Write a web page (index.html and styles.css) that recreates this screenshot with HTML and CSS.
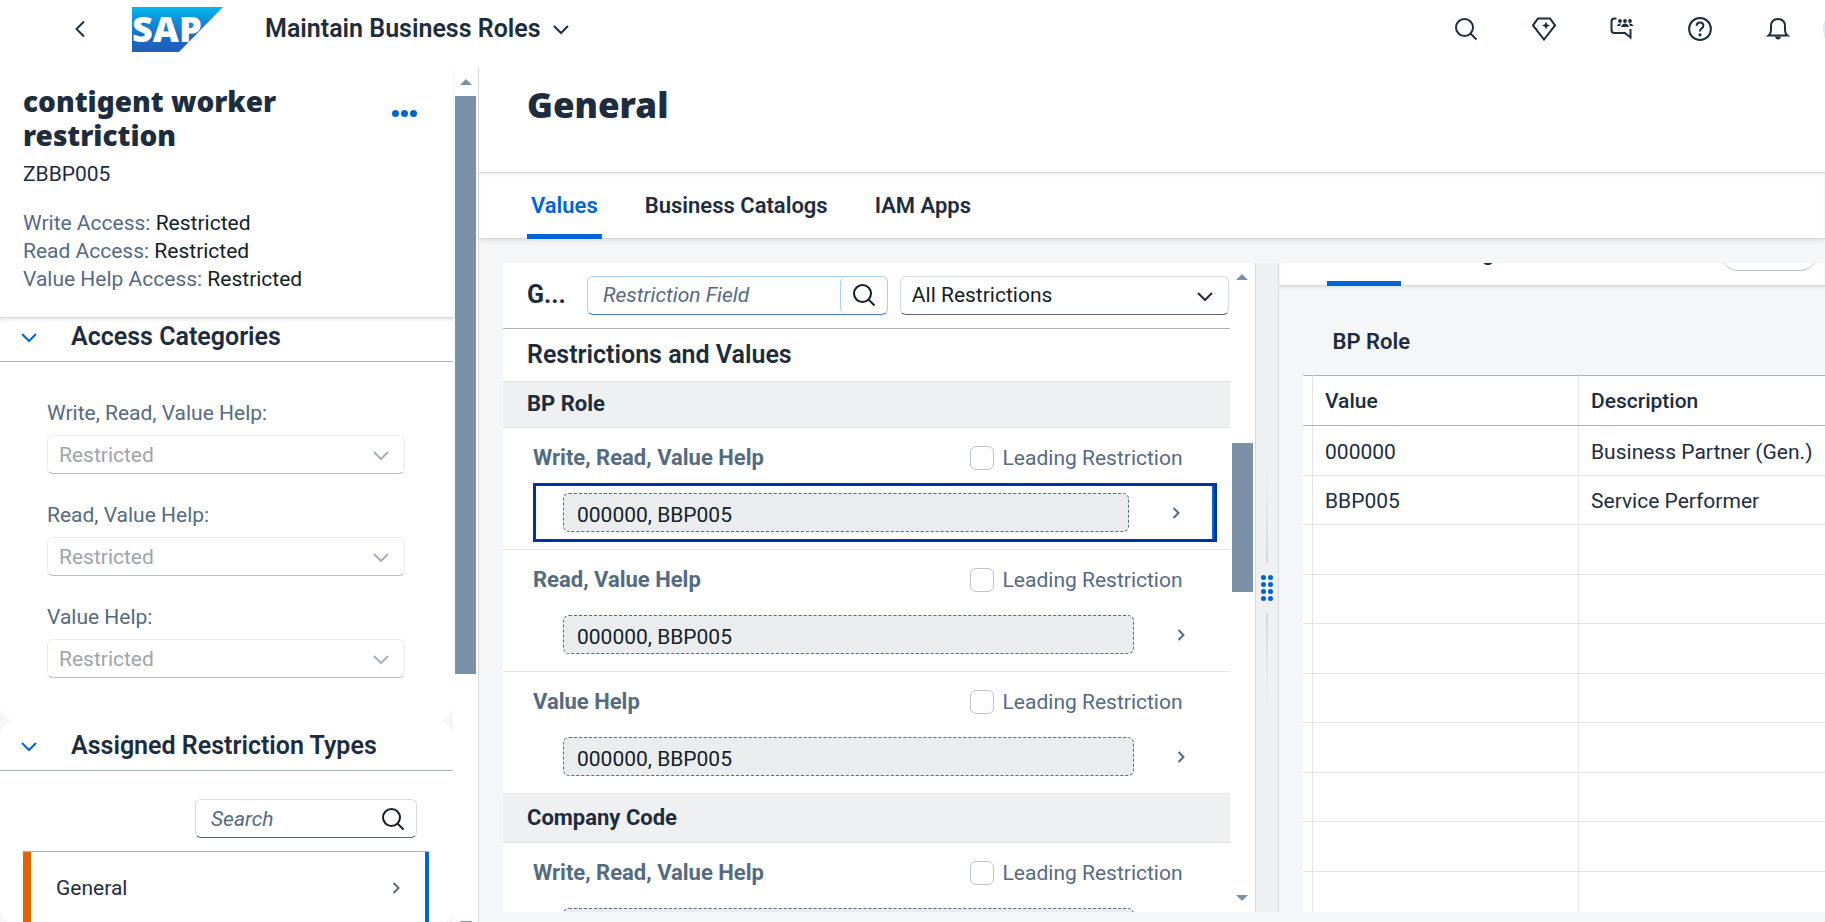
FILE: index.html
```html
<!DOCTYPE html>
<html lang="en">
<head>
    <meta charset="UTF-8">
    <meta name="viewport" content="width=device-width, initial-scale=1.0">
    <title>Maintain Business Roles</title>
    <link rel="stylesheet" href="styles.css">
</head>
<body>
    <!-- Shared icons -->
    <svg class="icon-defs" width="0" height="0" aria-hidden="true">
        <symbol id="search" viewBox="0 0 24 24"><circle cx="10.5" cy="10.5" r="8.5"/><path d="M16.6 16.6 22.5 22.5"/></symbol>
        <symbol id="down" viewBox="0 0 24 24"><path d="M5 9l7 7 7-7"/></symbol>
        <symbol id="right" viewBox="0 0 24 24"><path d="M9.500 7l5 5-5 5"/></symbol>
    </svg>

    <header class="shell">
        <button class="back" aria-label="Back">
            <svg class="icon" viewBox="0 0 24 24"><path d="M16 4.500l-7.500 7.500 7.500 7.500"/></svg>
        </button>
        <a class="logo" href="#" aria-label="SAP home">
            <svg width="91" height="45" viewBox="0 0 91 45">
                <defs>
                    <linearGradient id="sapBlue" x1="0" y1="0" x2="0" y2="1">
                        <stop offset="0" stop-color="#00b8f1"/>
                        <stop offset="0.3" stop-color="#0d90d9"/>
                        <stop offset="0.65" stop-color="#1a6cc6"/>
                        <stop offset="1" stop-color="#1e5fbb"/>
                    </linearGradient>
                </defs>
                <path d="M0 0h91L47 45H0z" fill="url(#sapBlue)"/>
                <text class="logo-text" x="0" y="35">SAP</text>
            </svg>
        </a>
        <button class="app-title">Maintain Business Roles
            <svg class="icon"><use href="#down"/></svg>
        </button>
        <div class="shell-actions">
            <button aria-label="Search"><svg class="icon"><use href="#search"/></svg></button>
            <button aria-label="What's new">
                <svg class="icon" viewBox="0 0 24 24"><path d="M6 1.500h12l5 6.800L12 22.500 1 8.300z"/><path class="solid" d="M14 4.500l1.200 2.800 2.800 1.200-2.800 1.200L14 12.500l-1.200-2.800L10 8.500l2.800-1.200z"/></svg>
            </button>
            <button aria-label="Community">
                <svg class="icon" viewBox="0 0 24 24"><path d="M6.500 1.500H4.500Q1.500 1.500 1.500 4.500v8.500q0 3 3 3H15l5.500 4.500V12"/><g class="solid"><circle cx="10" cy="4" r="1.900"/><circle cx="15" cy="4" r="1.900"/><circle cx="20" cy="4" r="1.900"/><path d="M7 9q.5-3 4-2.500l-1 2.500zM11 10q1-3.500 4-3.500t4 3.500zM19 6.500q3.500-.5 4.500 2.500h-3.500z"/></g></svg>
            </button>
            <button aria-label="Help">
                <svg class="icon" viewBox="0 0 24 24"><circle cx="12" cy="12" r="10.900"/><path d="M8.600 8.700q.2-3.200 3.400-3.200t3.400 3q0 1.800-1.700 2.900T12 14.500"/><circle class="solid" cx="12" cy="17.800" r="1.600"/></svg>
            </button>
            <button aria-label="Notifications">
                <svg class="icon" viewBox="0 0 24 24"><path d="M2.500 18.500q2.500-2 2.500-5V9.500Q5 2 12 2t7 7.500v4q0 3 2.500 5z"/><path class="solid" d="M9 19.500h6q-.5 3-3 3t-3-3z"/></svg>
            </button>
            <span class="avatar"></span>
        </div>
    </header>

    <div class="page">
        <aside class="sidebar">
            <div class="sidebar-content">
                <div class="role-header">
                    <div class="role-title">
                        <h2>contigent worker restriction</h2>
                        <button class="more" aria-label="More"><i></i><i></i><i></i></button>
                    </div>
                    <p class="role-id">ZBBP005</p>
                    <p><span>Write Access:</span> Restricted</p>
                    <p><span>Read Access:</span> Restricted</p>
                    <p><span>Value Help Access:</span> Restricted</p>
                </div>

                <section class="panel panel-first">
                    <h3><button class="toggle" aria-label="Collapse"><svg class="icon"><use href="#down"/></svg></button>Access Categories</h3>
                    <div class="categories">
                        <div class="field">
                            <label for="writeAccess">Write, Read, Value Help:</label>
                            <div class="select"><select id="writeAccess" disabled><option>Restricted</option></select><svg class="icon"><use href="#down"/></svg></div>
                        </div>
                        <div class="field">
                            <label for="readAccess">Read, Value Help:</label>
                            <div class="select"><select id="readAccess" disabled><option>Restricted</option></select><svg class="icon"><use href="#down"/></svg></div>
                        </div>
                        <div class="field">
                            <label for="helpAccess">Value Help:</label>
                            <div class="select"><select id="helpAccess" disabled><option>Restricted</option></select><svg class="icon"><use href="#down"/></svg></div>
                        </div>
                    </div>
                </section>

                <section class="panel">
                    <h3><button class="toggle" aria-label="Collapse"><svg class="icon"><use href="#down"/></svg></button>Assigned Restriction Types</h3>
                    <div class="search type-search">
                        <input type="text" placeholder="Search" aria-label="Search restriction types">
                        <button aria-label="Search"><svg class="icon"><use href="#search"/></svg></button>
                    </div>
                    <div class="type-list">
                        <button class="type-item">General <svg class="icon"><use href="#right"/></svg></button>
                    </div>
                </section>
            </div>
            <div class="scrollbar sidebar-scroll">
                <span class="arrow up"></span>
                <span class="before"></span><span class="thumb"></span><span class="after"></span>
                <span class="arrow down"></span>
            </div>
        </aside>

        <main class="main">
            <div class="main-header"><h1>General</h1></div>
            <nav class="tabs">
                <a class="active" href="#values">Values</a>
                <a href="#catalogs">Business Catalogs</a>
                <a href="#apps">IAM Apps</a>
            </nav>

            <div class="split">
                <section class="restrictions">
                    <div class="restriction-list">
                        <div class="toolbar">
                            <h2>G...</h2>
                            <div class="search field-search">
                                <input type="text" placeholder="Restriction Field" aria-label="Restriction Field">
                                <button aria-label="Search"><svg class="icon"><use href="#search"/></svg></button>
                            </div>
                            <div class="select filter"><select aria-label="Filter"><option>All Restrictions</option></select><svg class="icon"><use href="#down"/></svg></div>
                        </div>
                        <h3 class="list-title">Restrictions and Values</h3>
                        <h4 class="group group-first">BP Role</h4>
                        <div class="restriction">
                            <div class="restriction-head">
                                <strong>Write, Read, Value Help</strong>
                                <label><input type="checkbox">Leading Restriction</label>
                            </div>
                            <button class="restriction-item selected"><span class="value">000000, BBP005</span><svg class="icon"><use href="#right"/></svg></button>
                        </div>
                        <div class="restriction">
                            <div class="restriction-head">
                                <strong>Read, Value Help</strong>
                                <label><input type="checkbox">Leading Restriction</label>
                            </div>
                            <button class="restriction-item"><span class="value">000000, BBP005</span><svg class="icon"><use href="#right"/></svg></button>
                        </div>
                        <div class="restriction">
                            <div class="restriction-head">
                                <strong>Value Help</strong>
                                <label><input type="checkbox">Leading Restriction</label>
                            </div>
                            <button class="restriction-item"><span class="value">000000, BBP005</span><svg class="icon"><use href="#right"/></svg></button>
                        </div>
                        <h4 class="group">Company Code</h4>
                        <div class="restriction">
                            <div class="restriction-head">
                                <strong>Write, Read, Value Help</strong>
                                <label><input type="checkbox">Leading Restriction</label>
                            </div>
                            <button class="restriction-item"><span class="value"></span><svg class="icon"><use href="#right"/></svg></button>
                        </div>
                    </div>
                    <div class="scrollbar list-scroll">
                        <span class="arrow up"></span>
                        <span class="before"></span><span class="thumb"></span><span class="after"></span>
                        <span class="arrow down"></span>
                    </div>
                </section>

                <div class="splitter">
                    <span class="line top"></span>
                    <span class="grip"><i></i><i></i><i></i><i></i><i></i><i></i><i></i><i></i></span>
                    <span class="line bottom"></span>
                </div>

                <section class="details">
                    <div class="details-bar">
                        <nav class="tabs">
                            <a class="active" href="#detail-values">Values</a>
                            <a href="#usage">Usage</a>
                            <button class="pill" aria-label="Options"></button>
                        </nav>
                    </div>
                    <h3>BP Role</h3>
                    <table>
                        <thead>
                            <tr><th class="mark"></th><th class="value-col">Value</th><th>Description</th></tr>
                        </thead>
                        <tbody>
                            <tr><td></td><td>000000</td><td>Business Partner (Gen.)</td></tr>
                            <tr><td></td><td>BBP005</td><td>Service Performer</td></tr>
                            <tr><td></td><td></td><td></td></tr>
                            <tr><td></td><td></td><td></td></tr>
                            <tr><td></td><td></td><td></td></tr>
                            <tr><td></td><td></td><td></td></tr>
                            <tr><td></td><td></td><td></td></tr>
                            <tr><td></td><td></td><td></td></tr>
                            <tr><td></td><td></td><td></td></tr>
                            <tr><td></td><td></td><td></td></tr>
                        </tbody>
                    </table>
                </section>
            </div>
        </main>
    </div>
</body>
</html>
```
FILE: styles.css
```css
* {
    box-sizing: border-box;
}
body {
    margin: 0;
    height: 100vh;
    overflow: hidden;
    display: flex;
    flex-direction: column;
    background: #fff;
    color: #1d2d3e;
    font-family: Roboto, "Noto Sans", sans-serif;
    font-size: 21px;
    line-height: 28px;
}
h1, h2, h3, h4, p {
    margin: 0;
}
button, input, select {
    font: inherit;
    color: inherit;
}
button {
    padding: 0;
    border: none;
    background: none;
    cursor: pointer;
}
.icon-defs {
    position: absolute;
}
.icon {
    width: 24px;
    height: 24px;
    flex: none;
    fill: none;
    stroke: currentColor;
    stroke-width: 2;
}
.icon .solid {
    fill: currentColor;
    stroke: none;
}

/* Shell header */
.shell {
    flex: none;
    display: flex;
    align-items: center;
    height: 68px;
    padding: 0 0 10px 68px;
    overflow: hidden;
}
.back {
    display: flex;
}
.logo {
    display: flex;
    margin: 0 42px 0 40px;
}
.logo svg {
    overflow: visible;
}
.logo-text {
    font-family: "Open Sans", sans-serif;
    font-size: 36px;
    font-weight: 800;
    fill: #fff;
}
.app-title {
    display: flex;
    align-items: center;
    gap: 8px;
    font-size: 25px;
    font-weight: 600;
}
.shell-actions {
    display: flex;
    gap: 12px;
    margin-left: auto;
    margin-right: -46px;
}
.shell-actions button {
    display: flex;
    align-items: center;
    justify-content: center;
    width: 66px;
    height: 48px;
}
.avatar {
    width: 48px;
    height: 48px;
    border-radius: 50%;
    background: #d1efff;
}

.page {
    flex: 1;
    min-height: 0;
    display: flex;
}

/* Sidebar */
.sidebar {
    flex: none;
    display: flex;
    width: 479px;
    overflow: hidden;
    border-right: 1px solid #d9d9d9;
}
.sidebar-content {
    flex: 1;
    background: #f5f6f7;
}
.role-header {
    position: relative;
    padding: 16px 24px 24px 23px;
    background: #fff;
    border-bottom: 1px solid #d9d9d9;
    box-shadow: 0 2px 4px rgba(34, 53, 72, 0.1);
}
.role-title {
    display: flex;
    justify-content: space-between;
}
.role-title h2 {
    width: 300px;
    font-family: "Noto Sans", sans-serif;
    font-size: 28px;
    line-height: 34px;
    font-weight: 900;
}
.role-header .role-id {
    margin: 8px 0 21px;
    color: #1d2d3e;
}
.role-header p {
    color: #131e29;
}
.role-header p span {
    color: #556b82;
}
.more {
    display: flex;
    align-items: center;
    gap: 2px;
    height: 58px;
    padding: 0 12px;
}
.more i, .grip i {
    border-radius: 50%;
    background: #0064d9;
}
.more i {
    width: 7px;
    height: 7px;
}
.panel {
    background: #fff;
    border-radius: 16px;
}
.panel-first {
    margin-top: -6px;
}
.panel h3 {
    display: flex;
    align-items: center;
    height: 50px;
    padding-left: 17px;
    border-bottom: 1px solid #a8b3bd;
    font-size: 25px;
    font-weight: 600;
}
.toggle {
    display: flex;
    margin-right: 30px;
    color: #0064d9;
}
.categories {
    display: flex;
    flex-direction: column;
    gap: 27px;
    padding: 37px 48px 43px 47px;
}
.field {
    display: flex;
    flex-direction: column;
    gap: 8px;
    color: #556b82;
}
.select {
    position: relative;
}
.select select {
    display: block;
    width: 100%;
    height: 39px;
    padding: 0 48px 0 11px;
    appearance: none;
    background: #fff;
    border: 1px solid #d5dadf;
    border-bottom-color: #556b81;
    border-radius: 6px;
    color: #131e29;
    opacity: 1;
}
.select select:disabled {
    border-color: #ebecee;
    border-bottom-color: #b3bdc7;
    color: #a1a5a9;
}
.select .icon {
    position: absolute;
    right: 12px;
    top: 8px;
    pointer-events: none;
}
.field .icon {
    color: #a6b0ba;
}
.search {
    display: flex;
    height: 39px;
    background: #fff;
    border: 1px solid #d5dadf;
    border-bottom-color: #556b81;
    border-radius: 6px;
}
.search input {
    flex: 1;
    min-width: 0;
    padding: 0 15px;
    border: none;
    background: none;
}
.search input::placeholder {
    color: #556b82;
    font-style: italic;
    opacity: 1;
}
.search button {
    display: flex;
    align-items: center;
    justify-content: center;
    width: 46px;
    color: #131e29;
}
.type-search {
    width: 222px;
    margin: 28px 36px 13px auto;
}
.type-list {
    margin: 0 24px 0 23px;
    border-top: 1px solid #a8b3bd;
}
.type-item {
    display: flex;
    align-items: center;
    justify-content: space-between;
    width: 100%;
    height: 72px;
    padding: 0 17px 0 25px;
    border-left: 8px solid #df6500;
    border-right: 4px solid #0064d9;
}
.type-item .icon, .restriction-item .icon {
    color: #556b82;
}

/* Scrollbars */
.scrollbar {
    flex: none;
    display: flex;
    flex-direction: column;
    align-items: center;
    width: 25px;
    background: #fff;
}
.arrow {
    display: flex;
    align-items: center;
    justify-content: center;
    height: 28px;
}
.arrow::before {
    content: "";
    border: 6px solid transparent;
}
.arrow.up::before {
    border-top: none;
    border-bottom-color: #7b91a8;
}
.arrow.down::before {
    border-bottom: none;
    border-top-color: #7b91a8;
}
.thumb {
    width: 21px;
    background: #7b91a8;
}
.sidebar-scroll {
    height: calc(100% + 16px);
}
.sidebar-scroll .thumb {
    flex: 71;
}
.sidebar-scroll .after {
    flex: 29;
}
.list-scroll .before {
    flex: 257;
}
.list-scroll .thumb {
    flex: 250;
}
.list-scroll .after {
    flex: 493;
}

/* Main area */
.main {
    flex: 1;
    min-width: 0;
    display: flex;
    flex-direction: column;
    background: #f5f6f7;
}
.main-header {
    height: 105px;
    padding: 0 48px;
    background: #fff;
    border-bottom: 1px solid #d9d9d9;
}
.main-header h1 {
    font-family: "Noto Sans", sans-serif;
    font-size: 35px;
    line-height: 74px;
    font-weight: 900;
}
.tabs {
    display: flex;
    gap: 39px;
    height: 66px;
    padding: 0 48px;
    background: #fff;
    border-bottom: 1px solid #d9d9d9;
    box-shadow: inset 0 2px 3px rgba(34, 53, 72, 0.08), 0 2px 4px rgba(34, 53, 72, 0.1);
}
.tabs a {
    height: 66px;
    padding: 0 4px;
    border-bottom: 5px solid transparent;
    border-radius: 4px 4px 0 0;
    color: #1d2d3e;
    font-size: 22px;
    font-weight: 600;
    line-height: 66px;
    text-decoration: none;
}
.tabs .active {
    color: #0064d9;
    background: linear-gradient(#0064d9, #0064d9) bottom / 100% 5px no-repeat border-box;
}
.split {
    flex: 1;
    min-height: 0;
    display: grid;
    grid-template-columns: 579fr 24px 421fr;
    margin: 24px 0 10px 24px;
}
.restrictions {
    display: flex;
    min-width: 0;
    min-height: 0;
    background: #fff;
}
.restriction-list {
    flex: 1;
    min-width: 0;
    overflow: hidden;
}
.toolbar {
    display: flex;
    align-items: center;
    gap: 12px;
    height: 66px;
    padding: 0 1px 1px 24px;
    border-bottom: 1px solid #a8b3bd;
}
.toolbar h2 {
    width: 48px;
    font-size: 25px;
    font-weight: 700;
}
.field-search {
    flex: 300;
    min-width: 0;
    border-color: #a6cfff;
    border-bottom-color: #3f7dc4;
}
.field-search button {
    border-left: 1px solid #a6cfff;
    border-radius: 6px;
    width: 47px;
}
.filter {
    flex: 330;
}
.list-title {
    height: 53px;
    padding-left: 24px;
    border-bottom: 1px solid #e0e2e4;
    font-size: 25px;
    line-height: 52px;
    font-weight: 600;
}
.group {
    height: 49px;
    padding-left: 24px;
    background: #eff0f2;
    border-bottom: 1px solid #e0e2e4;
    font-size: 22px;
    line-height: 48px;
    font-weight: 700;
}
.group-first {
    height: 46px;
    line-height: 44px;
}
.restriction {
    padding: 16px 13px 7px 30px;
    border-bottom: 1px solid #e5e5e5;
}
.restriction-head {
    display: flex;
    justify-content: space-between;
    margin-bottom: 11px;
    padding-right: 34px;
    color: #556b82;
}
.restriction-head strong {
    font-size: 22px;
}
.restriction-head label {
    display: flex;
    align-items: center;
    gap: 9px;
}
.restriction-head input {
    appearance: none;
    width: 24px;
    height: 24px;
    margin: 0;
    background: #fff;
    border: 1px solid #bcc3ca;
    border-radius: 6px;
}
.restriction-item {
    display: flex;
    align-items: center;
    gap: 35px;
    width: 100%;
    height: 59px;
    padding: 0 21px 0 27px;
    border: 3px solid transparent;
    text-align: left;
}
.restriction-item.selected {
    padding-right: 26px;
    border-color: #0032a5;
    box-shadow: inset -2px 0 #0064d9;
}
.value {
    flex: 1;
    height: 39px;
    padding: 0 13px;
    background: #eaecee;
    border: 1px dashed #556b82;
    border-radius: 6px;
    color: #131e29;
    line-height: 42px;
}

/* Splitter between list and details */
.splitter {
    display: flex;
    flex-direction: column;
    align-items: center;
    justify-content: center;
    gap: 12px;
    background: #eff0f2;
    border: 1px solid #d9d9d9;
    border-width: 0 1px;
}
.line {
    width: 2px;
    height: 94px;
}
.line.top {
    background: linear-gradient(transparent, #d9d9d9);
}
.line.bottom {
    background: linear-gradient(#d9d9d9, transparent);
}
.grip {
    display: grid;
    grid-template-columns: 5px 5px;
    gap: 2px;
}
.grip i {
    width: 5px;
    height: 5px;
}

/* Details */
.details {
    min-width: 0;
    overflow: hidden;
}
.details-bar {
    display: flex;
    align-items: flex-end;
    height: 23px;
}
.details-bar .tabs {
    flex: 1;
    padding-right: 7px;
}
.pill {
    align-self: flex-end;
    width: 98px;
    height: 39px;
    margin: 0 0 14px auto;
    border: 1px solid #bcc3ca;
    border-radius: 18px;
}
.details h3 {
    padding: 42px 54px 19px;
    font-size: 22px;
    font-weight: 600;
}
.details table {
    width: calc(100% - 24px);
    margin-left: 24px;
    border-collapse: collapse;
    table-layout: fixed;
    background: #fff;
    border-top: 1px solid #a8b3bd;
}
.details th, .details td {
    height: 50px;
    padding: 0 12px;
    border-right: 1px solid #e5e5e5;
    border-bottom: 1px solid #e5e5e5;
    text-align: left;
    font-weight: 400;
    white-space: nowrap;
}
.details td {
    padding-top: 2px;
}
.details th:last-child, .details td:last-child {
    border-right: none;
}
.details th {
    border-bottom-color: #a8b3bd;
    font-weight: 500;
}
.details tr:nth-child(even) td {
    height: 49px;
}
.details .mark {
    width: 10px;
    padding: 0;
}
.details .value-col {
    width: 266px;
}
```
==============================
Problem to solve: Each line holding "styles" must be found and copied.

The reply:
Write a web page (index.html and styles.css) that recreates this screenshot with HTML and CSS.
    <link rel="stylesheet" href="styles.css">
FILE: styles.css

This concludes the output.